Creating Complexity: Lock-In To Bad Technologies

In The Never-Shipping Product, I mentioned seven ways to add complexity, and one of them was “Lock-In To Bad Technologies.” But what’s a “bad” technology? Is it all just based on opinion? Should we throw our hands up in the air and give in to the whims of our junior developer who thinks writing the application in BASIC is a great idea?

Well, okay, maybe it’s not all opinion. There must be some way to tell a good technology from a bad one (besides looking back after five years of development and saying, “Wow, we really shouldn’t have decided to base our product off of Microsoft Bob.”)

When I’m evaluating a technology for inclusion in one of my projects, I look particularly at the technology’s survival potential, interoperability, and attention to quality.

By “survival potential” I mean “how long is this software going to continue to be maintained?” If you get stuck with libraries or some dependency that becomes obsolete, you’re really in for some trouble. You can get some idea of the survival potential of the software by seeing how often they’ve released recently. Also, how responsive are they to bug reports? Do they have a mailing list that’s very active with users and developers? Are there lots of people online talking about this technology? If a technology has a lot of momentum now, you can be fairly sure that it’s not going to die any time soon.

By “interoperability” I mean, “Does this system use some standard that would allow us to switch to a different system if we want, in the future?” For example, some database systems support standard SQL very well. Some other ones aren’t as good about that–they have strange behaviors that don’t agree with the standard, or they just don’t support it at all. Using a database with standard-SQL support would allow you to switch to any other standard-SQL database in the future, whereas using a less-standard database would lock you in.
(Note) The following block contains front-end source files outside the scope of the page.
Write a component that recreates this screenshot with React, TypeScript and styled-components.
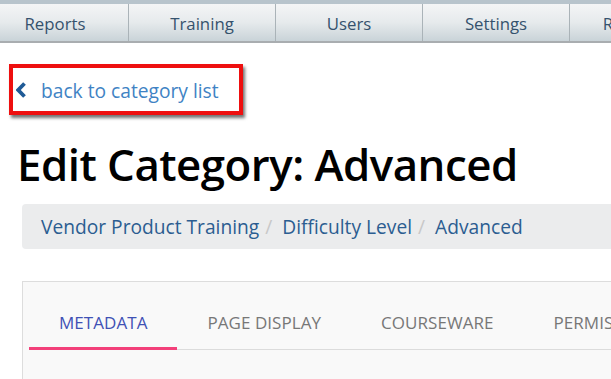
import React from "react";
import styled, { createGlobalStyle } from "styled-components";

const GlobalStyle = createGlobalStyle`
  html, body {
    margin: 0;
    padding: 0;
    background: #ffffff;
    overflow: hidden;
    font-family: "Open Sans", "Noto Sans", sans-serif;
  }
`;

const Page = styled.div`
  width: 611px;
  height: 379px;
  overflow: hidden;
`;

const TopNav = styled.nav`
  display: flex;
  width: 800px;
  margin-left: -18px;
  border-top: 4px solid #b8c4cc;
  border-bottom: 2px solid #a9adb0;
`;

const NavItem = styled.div`
  flex: 0 0 147px;
  height: 37px;
  display: flex;
  align-items: center;
  justify-content: center;
  padding-top: 1px;
  box-sizing: border-box;
  background: linear-gradient(#f4f5f6, #e6eaec 50%, #c9d3d8);
  border-right: 1px solid #aab3b8;
  color: #35526d;
  font-size: 16.8px;
`;

const Content = styled.div`
  padding: 21px 0 0 9px;
`;

const BackBox = styled.div`
  display: inline-flex;
  align-items: center;
  gap: 15px;
  width: 223px;
  height: 43px;
  padding: 0 0 0 3px;
  border: 4px solid #ee0f0f;
  box-shadow: 2px 3px 3px rgba(0, 0, 0, 0.55);
`;

const BackLink = styled.a`
  color: #3f83c4;
  font-size: 19.2px;
  text-decoration: none;
  line-height: 1;
  padding-top: 2px;
`;

const Title = styled.h1`
  margin: 25px 0 0 8px;
  font-size: 43.8px;
  font-weight: 600;
  letter-spacing: -0.5px;
  color: #000;
  line-height: 1.1;
`;

const Breadcrumb = styled.ol`
  display: flex;
  align-items: center;
  list-style: none;
  margin: 16px 0 0 13px;
  padding: 0 0 0 19px;
  width: 700px;
  height: 45px;
  background: #ebeced;
  border-radius: 4px;
  font-size: 19.2px;
`;

const Crumb = styled.li`
  color: #2b5d91;

  & + &::before {
    content: "/";
    color: #c8c8c8;
    padding: 0 10px 0 6px;
  }
`;

const Card = styled.div`
  margin: 32px 0 0 13px;
  width: 700px;
  height: 120px;
  border: 1px solid #dddddd;
  background: #f9f9f9;
  padding: 0 0 0 6px;
`;

const Tabs = styled.div`
  display: flex;
  margin-top: 18px;
  border-bottom: 1px solid #dcdcdc;
`;

const Tab = styled.div<{ $active?: boolean }>`
  padding: 11px 30px 13px 30px;
  font-size: 17px;
  letter-spacing: 0.05px;
  white-space: nowrap;
  color: ${(p) => (p.$active ? "#3f51b5" : "#777777")};
  border-bottom: 3px solid ${(p) => (p.$active ? "#f3407a" : "transparent")};
  margin-bottom: -1px;
`;

const Chevron = () => (
  <svg width="10" height="16" viewBox="0 0 10 16">
    <path d="M8.5 1.5 L2.2 8 L8.5 14.5" fill="none" stroke="#1f5b97" strokeWidth="3.8" />
  </svg>
);

export default function App() {
  return (
    <Page>
      <GlobalStyle />
      <TopNav>
        {["Reports", "Training", "Users", "Settings", "Resources"].map((n) => (
          <NavItem key={n}>{n}</NavItem>
        ))}
      </TopNav>
      <Content>
        <BackBox>
          <Chevron />
          <BackLink href="#">back to category list</BackLink>
        </BackBox>
        <Title>Edit Category: Advanced</Title>
        <Breadcrumb>
          <Crumb>Vendor Product Training</Crumb>
          <Crumb>Difficulty Level</Crumb>
          <Crumb>Advanced</Crumb>
        </Breadcrumb>
        <Card>
          <Tabs>
            <Tab $active>METADATA</Tab>
            <Tab>PAGE DISPLAY</Tab>
            <Tab>COURSEWARE</Tab>
            <Tab>PERMISSIONS</Tab>
          </Tabs>
        </Card>
      </Content>
    </Page>
  );
}
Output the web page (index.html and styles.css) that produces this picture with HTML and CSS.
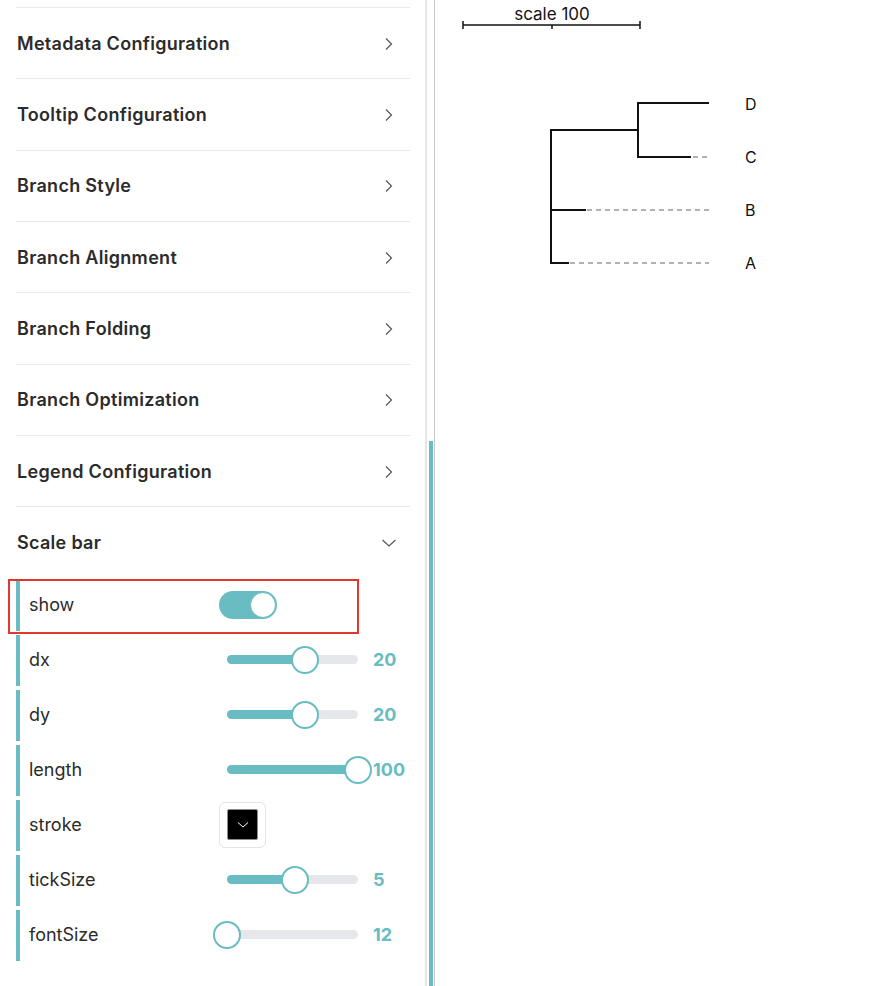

The final one, “attention to quality,” is more of a subjective measurement, but the idea is to see if the product is getting better in its recent releases. If it’s open-source, check if they’re refactoring and cleaning up the code base. Is it becoming easier to use or more complex? Do the people who maintain the technology actually care about the quality of their product, or are they just code monkeys working for the pay? Are there are a lot of serious security vulnerabilities in the software that have been published lately?

Lock-in is a worse problem when you’re using proprietary software than when your dependencies are open-source. Proprietary vendors can just stop supporting something (or go out of business), whereas in the open-source world anybody is free to pick up a codebase and maintain it if the original maintainers drop it. Granted, open-source projects are just as likely to fall out of existence as proprietary projects are, but at least there’s the hope (particularly if the project was very popular) that somebody will come around to maintain it again, with open-source.

Proprietary vendors also have a monetary incentive to lock you into their technologies–even their free technologies. Once you start using their free technologies, they can sell you services and products related to them. Open-source vendors usually lack that monetary incentive, and so are more likely to be “friendly” when you want to switch away from them. This isn’t always true (some proprietary vendors beat the pants off of open-source vendors in terms of interoperability, and some open-source products will still lock you in), but it’s enough the case that I automatically think “let’s use open-source” when I’m looking for interoperability.

There are other aspects to look at when you’re choosing a technology, and some of it really is opinion. Some people like the way Ruby looks better than the way Python looks. That’s a valid reason to choose a technology sometimes–if you just like some technology more than another one, and everything else seems equal according to the criteria above, go with the one that makes you happy. After all, you’re the one who’s going to be using it–your opinion matters! All I’ve tried to do here is give some universal guidelines that can be used to weed out the definitely bad choices, and the rest is up to your personal research, needs, and desires.



  1. Regarding the SQL lock-in, there’s a third way to escape: use of Object-Relational Mapping tier, such as Hibernate in case of Java, for example.

    • Yeah, I definitely agree. That’s one of those good technology choices that allows you to have interoperability without much sacrifice. Of course, you have to choose an ORM that also fits all of the criteria, but Hibernate is well-enough used that even though I’ve never used it, I would probably look at it as my first choice if I were developing in Java, just because it has that much momentum.

      Recently I used SQLAlchemy in Python, and that is really a great ORM.